### Record extracts
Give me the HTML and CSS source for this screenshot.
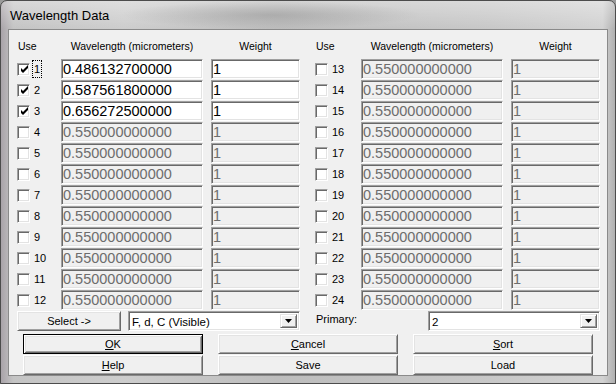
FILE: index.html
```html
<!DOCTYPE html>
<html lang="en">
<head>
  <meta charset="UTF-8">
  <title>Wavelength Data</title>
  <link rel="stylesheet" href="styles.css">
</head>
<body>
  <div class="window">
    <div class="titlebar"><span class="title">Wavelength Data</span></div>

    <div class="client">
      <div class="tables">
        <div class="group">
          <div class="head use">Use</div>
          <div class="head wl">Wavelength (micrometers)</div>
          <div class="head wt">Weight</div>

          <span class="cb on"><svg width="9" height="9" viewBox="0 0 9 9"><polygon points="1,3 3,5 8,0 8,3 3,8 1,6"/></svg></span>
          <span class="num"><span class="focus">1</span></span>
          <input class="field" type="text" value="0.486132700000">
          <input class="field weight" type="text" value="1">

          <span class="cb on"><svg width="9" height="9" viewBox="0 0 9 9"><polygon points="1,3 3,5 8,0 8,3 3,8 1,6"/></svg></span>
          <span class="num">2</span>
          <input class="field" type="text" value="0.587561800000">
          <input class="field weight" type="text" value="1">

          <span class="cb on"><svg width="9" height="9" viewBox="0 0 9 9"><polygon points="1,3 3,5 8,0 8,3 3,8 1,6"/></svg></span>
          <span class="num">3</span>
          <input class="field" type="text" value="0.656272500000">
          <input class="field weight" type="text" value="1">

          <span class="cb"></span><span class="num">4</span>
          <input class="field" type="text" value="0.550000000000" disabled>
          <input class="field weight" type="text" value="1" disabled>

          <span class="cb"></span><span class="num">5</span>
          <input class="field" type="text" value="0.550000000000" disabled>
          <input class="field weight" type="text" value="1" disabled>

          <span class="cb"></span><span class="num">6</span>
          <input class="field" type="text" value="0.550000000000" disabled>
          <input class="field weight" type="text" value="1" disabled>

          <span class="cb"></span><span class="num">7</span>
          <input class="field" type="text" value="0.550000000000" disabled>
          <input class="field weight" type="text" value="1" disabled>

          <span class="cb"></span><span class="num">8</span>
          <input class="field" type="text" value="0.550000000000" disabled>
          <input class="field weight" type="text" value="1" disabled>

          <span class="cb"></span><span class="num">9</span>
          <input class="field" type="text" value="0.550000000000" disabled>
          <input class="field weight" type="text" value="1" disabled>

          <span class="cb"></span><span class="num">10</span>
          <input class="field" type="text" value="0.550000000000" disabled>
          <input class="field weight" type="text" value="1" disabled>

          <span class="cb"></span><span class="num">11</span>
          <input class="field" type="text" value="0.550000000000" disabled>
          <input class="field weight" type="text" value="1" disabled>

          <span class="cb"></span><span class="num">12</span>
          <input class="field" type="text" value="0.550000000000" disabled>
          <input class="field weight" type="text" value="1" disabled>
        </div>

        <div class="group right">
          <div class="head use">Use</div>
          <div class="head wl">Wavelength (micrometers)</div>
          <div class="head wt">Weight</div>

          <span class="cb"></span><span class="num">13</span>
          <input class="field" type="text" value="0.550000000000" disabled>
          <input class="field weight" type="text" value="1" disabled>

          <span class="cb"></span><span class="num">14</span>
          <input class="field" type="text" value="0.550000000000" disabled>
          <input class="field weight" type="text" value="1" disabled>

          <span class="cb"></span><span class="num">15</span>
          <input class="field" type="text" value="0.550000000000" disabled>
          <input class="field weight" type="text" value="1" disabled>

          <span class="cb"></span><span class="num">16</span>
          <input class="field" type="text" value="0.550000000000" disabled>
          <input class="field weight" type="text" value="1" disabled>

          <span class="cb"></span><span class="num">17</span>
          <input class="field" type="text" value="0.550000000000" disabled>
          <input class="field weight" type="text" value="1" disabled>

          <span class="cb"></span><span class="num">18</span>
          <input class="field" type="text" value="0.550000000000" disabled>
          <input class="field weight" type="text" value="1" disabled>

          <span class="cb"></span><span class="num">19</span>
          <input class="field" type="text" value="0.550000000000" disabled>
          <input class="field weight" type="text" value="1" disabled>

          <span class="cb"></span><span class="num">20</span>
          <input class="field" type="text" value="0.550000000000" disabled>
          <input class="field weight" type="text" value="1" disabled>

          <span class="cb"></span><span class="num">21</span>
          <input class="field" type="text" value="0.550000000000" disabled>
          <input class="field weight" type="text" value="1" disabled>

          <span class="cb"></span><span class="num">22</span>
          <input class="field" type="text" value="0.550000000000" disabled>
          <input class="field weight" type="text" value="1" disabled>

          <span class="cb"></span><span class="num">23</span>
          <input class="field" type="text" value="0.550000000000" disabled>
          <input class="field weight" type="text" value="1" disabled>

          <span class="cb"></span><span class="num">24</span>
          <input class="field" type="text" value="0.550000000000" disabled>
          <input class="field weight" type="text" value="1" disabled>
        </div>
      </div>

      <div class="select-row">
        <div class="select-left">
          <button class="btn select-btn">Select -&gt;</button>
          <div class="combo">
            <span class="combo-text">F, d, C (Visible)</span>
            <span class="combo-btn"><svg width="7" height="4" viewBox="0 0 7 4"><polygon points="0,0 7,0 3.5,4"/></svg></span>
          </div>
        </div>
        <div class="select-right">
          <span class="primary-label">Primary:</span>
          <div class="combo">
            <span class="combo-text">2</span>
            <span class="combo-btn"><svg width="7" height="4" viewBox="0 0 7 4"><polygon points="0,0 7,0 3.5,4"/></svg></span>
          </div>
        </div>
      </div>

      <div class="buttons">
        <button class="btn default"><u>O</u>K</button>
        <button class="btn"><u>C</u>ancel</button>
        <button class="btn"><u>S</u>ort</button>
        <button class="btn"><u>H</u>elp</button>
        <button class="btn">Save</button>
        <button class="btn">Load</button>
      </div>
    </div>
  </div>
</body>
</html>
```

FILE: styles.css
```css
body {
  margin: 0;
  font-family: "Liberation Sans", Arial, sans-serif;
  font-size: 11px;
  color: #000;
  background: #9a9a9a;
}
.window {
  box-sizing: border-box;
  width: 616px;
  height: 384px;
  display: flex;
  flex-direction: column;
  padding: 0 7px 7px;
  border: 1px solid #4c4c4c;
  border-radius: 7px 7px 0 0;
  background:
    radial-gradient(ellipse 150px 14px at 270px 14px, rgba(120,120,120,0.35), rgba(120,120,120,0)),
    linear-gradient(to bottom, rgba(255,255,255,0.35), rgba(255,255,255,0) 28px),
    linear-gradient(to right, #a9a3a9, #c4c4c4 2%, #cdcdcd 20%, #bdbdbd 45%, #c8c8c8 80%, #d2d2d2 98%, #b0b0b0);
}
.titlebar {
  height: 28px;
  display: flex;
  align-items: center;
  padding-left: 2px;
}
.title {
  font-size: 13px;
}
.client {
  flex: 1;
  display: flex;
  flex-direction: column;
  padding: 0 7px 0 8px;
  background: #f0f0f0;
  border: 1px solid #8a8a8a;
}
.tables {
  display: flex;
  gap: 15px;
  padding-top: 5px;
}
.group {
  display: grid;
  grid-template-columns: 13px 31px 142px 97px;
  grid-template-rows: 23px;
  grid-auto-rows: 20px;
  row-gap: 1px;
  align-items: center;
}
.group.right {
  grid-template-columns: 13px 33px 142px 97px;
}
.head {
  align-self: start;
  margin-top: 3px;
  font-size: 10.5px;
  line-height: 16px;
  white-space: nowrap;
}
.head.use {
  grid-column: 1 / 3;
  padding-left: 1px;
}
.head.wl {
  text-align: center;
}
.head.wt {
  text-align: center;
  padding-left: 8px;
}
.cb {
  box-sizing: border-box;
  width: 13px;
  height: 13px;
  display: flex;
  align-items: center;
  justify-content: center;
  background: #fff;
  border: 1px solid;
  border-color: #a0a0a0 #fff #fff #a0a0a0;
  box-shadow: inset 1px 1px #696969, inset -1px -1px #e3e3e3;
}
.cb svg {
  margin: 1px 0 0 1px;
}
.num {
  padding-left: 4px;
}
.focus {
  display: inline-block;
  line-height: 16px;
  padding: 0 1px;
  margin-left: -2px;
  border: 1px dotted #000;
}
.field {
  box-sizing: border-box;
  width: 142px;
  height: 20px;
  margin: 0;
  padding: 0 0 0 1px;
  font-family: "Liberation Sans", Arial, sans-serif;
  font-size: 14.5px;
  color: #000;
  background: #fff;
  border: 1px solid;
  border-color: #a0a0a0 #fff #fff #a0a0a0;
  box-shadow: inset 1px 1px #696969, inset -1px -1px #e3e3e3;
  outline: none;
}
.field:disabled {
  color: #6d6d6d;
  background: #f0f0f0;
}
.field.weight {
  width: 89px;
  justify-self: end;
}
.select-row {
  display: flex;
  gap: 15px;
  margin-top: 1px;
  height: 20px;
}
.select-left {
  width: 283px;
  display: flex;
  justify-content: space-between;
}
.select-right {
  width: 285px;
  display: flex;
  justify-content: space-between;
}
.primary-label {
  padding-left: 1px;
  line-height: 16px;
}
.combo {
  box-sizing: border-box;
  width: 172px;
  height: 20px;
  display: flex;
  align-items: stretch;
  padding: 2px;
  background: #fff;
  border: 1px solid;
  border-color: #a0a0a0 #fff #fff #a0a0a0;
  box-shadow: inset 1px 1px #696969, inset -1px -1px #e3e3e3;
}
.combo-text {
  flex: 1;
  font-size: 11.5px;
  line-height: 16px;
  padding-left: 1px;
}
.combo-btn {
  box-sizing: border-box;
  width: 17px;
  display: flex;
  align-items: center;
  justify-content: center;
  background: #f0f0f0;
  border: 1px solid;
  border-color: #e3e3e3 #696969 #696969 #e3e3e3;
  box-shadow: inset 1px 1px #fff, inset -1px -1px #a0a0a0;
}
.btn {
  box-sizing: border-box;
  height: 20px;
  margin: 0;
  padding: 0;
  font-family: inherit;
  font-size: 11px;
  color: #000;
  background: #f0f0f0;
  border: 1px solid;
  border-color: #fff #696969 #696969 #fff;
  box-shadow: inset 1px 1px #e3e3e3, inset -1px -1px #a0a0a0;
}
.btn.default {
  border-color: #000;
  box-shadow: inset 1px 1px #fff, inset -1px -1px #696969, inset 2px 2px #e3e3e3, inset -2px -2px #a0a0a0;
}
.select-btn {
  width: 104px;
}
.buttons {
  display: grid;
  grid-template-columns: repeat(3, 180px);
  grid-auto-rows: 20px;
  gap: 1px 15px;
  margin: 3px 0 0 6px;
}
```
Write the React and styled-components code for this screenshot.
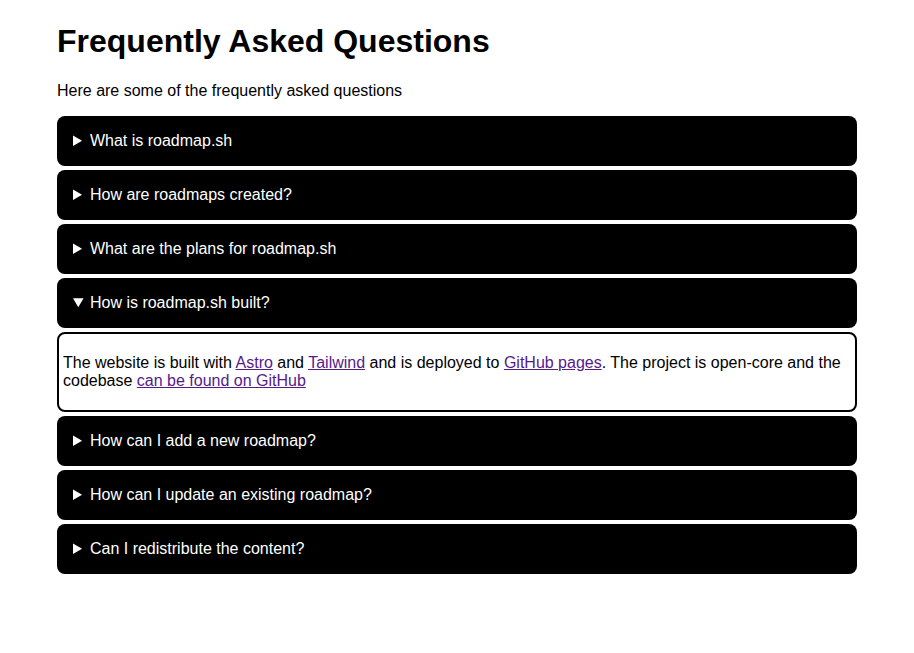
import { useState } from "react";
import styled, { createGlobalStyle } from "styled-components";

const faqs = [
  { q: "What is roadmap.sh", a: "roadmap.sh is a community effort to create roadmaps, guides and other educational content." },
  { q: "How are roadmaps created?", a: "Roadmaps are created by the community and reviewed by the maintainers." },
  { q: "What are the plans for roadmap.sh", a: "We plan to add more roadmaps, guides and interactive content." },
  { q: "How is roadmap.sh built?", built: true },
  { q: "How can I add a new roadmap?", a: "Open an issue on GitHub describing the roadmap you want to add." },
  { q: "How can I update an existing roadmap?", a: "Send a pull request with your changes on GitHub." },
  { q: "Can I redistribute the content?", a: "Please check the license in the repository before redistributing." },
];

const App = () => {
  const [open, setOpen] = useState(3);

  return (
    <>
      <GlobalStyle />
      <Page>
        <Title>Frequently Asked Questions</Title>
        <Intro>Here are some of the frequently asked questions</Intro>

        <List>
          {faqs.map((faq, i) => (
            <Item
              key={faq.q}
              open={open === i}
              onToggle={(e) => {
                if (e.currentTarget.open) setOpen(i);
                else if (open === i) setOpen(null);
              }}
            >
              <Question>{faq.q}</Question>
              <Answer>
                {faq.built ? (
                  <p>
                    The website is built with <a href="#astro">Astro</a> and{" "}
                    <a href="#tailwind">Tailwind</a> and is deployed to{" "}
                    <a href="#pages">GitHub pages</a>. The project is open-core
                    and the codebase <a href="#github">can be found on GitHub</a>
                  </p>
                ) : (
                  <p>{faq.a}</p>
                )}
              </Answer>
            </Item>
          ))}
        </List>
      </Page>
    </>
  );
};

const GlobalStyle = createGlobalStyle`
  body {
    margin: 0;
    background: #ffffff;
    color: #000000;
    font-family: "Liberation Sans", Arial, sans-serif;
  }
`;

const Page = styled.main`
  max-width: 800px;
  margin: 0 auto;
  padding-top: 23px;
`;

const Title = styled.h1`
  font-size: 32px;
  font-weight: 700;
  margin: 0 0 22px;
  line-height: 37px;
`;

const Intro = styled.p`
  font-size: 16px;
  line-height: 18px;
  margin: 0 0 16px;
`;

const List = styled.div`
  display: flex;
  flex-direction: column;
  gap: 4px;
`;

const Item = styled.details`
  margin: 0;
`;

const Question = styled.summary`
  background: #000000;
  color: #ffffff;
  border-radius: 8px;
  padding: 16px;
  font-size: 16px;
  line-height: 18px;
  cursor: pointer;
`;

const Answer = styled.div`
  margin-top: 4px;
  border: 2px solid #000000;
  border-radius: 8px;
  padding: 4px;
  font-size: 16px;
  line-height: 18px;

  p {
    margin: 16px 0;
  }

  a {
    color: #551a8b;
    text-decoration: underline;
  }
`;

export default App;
######
## Set exercise
The lines to print start at the line containing "Write the React" and end at the line containing "<Intro>Here are some"; print them exactly, both ends included, and leave out every picture.

## Solution to the exercise
Write the React and styled-components code for this screenshot.
import { useState } from "react";
import styled, { createGlobalStyle } from "styled-components";

const faqs = [
  { q: "What is roadmap.sh", a: "roadmap.sh is a community effort to create roadmaps, guides and other educational content." },
  { q: "How are roadmaps created?", a: "Roadmaps are created by the community and reviewed by the maintainers." },
  { q: "What are the plans for roadmap.sh", a: "We plan to add more roadmaps, guides and interactive content." },
  { q: "How is roadmap.sh built?", built: true },
  { q: "How can I add a new roadmap?", a: "Open an issue on GitHub describing the roadmap you want to add." },
  { q: "How can I update an existing roadmap?", a: "Send a pull request with your changes on GitHub." },
  { q: "Can I redistribute the content?", a: "Please check the license in the repository before redistributing." },
];

const App = () => {
  const [open, setOpen] = useState(3);

  return (
    <>
      <GlobalStyle />
      <Page>
        <Title>Frequently Asked Questions</Title>
        <Intro>Here are some of the frequently asked questions</Intro>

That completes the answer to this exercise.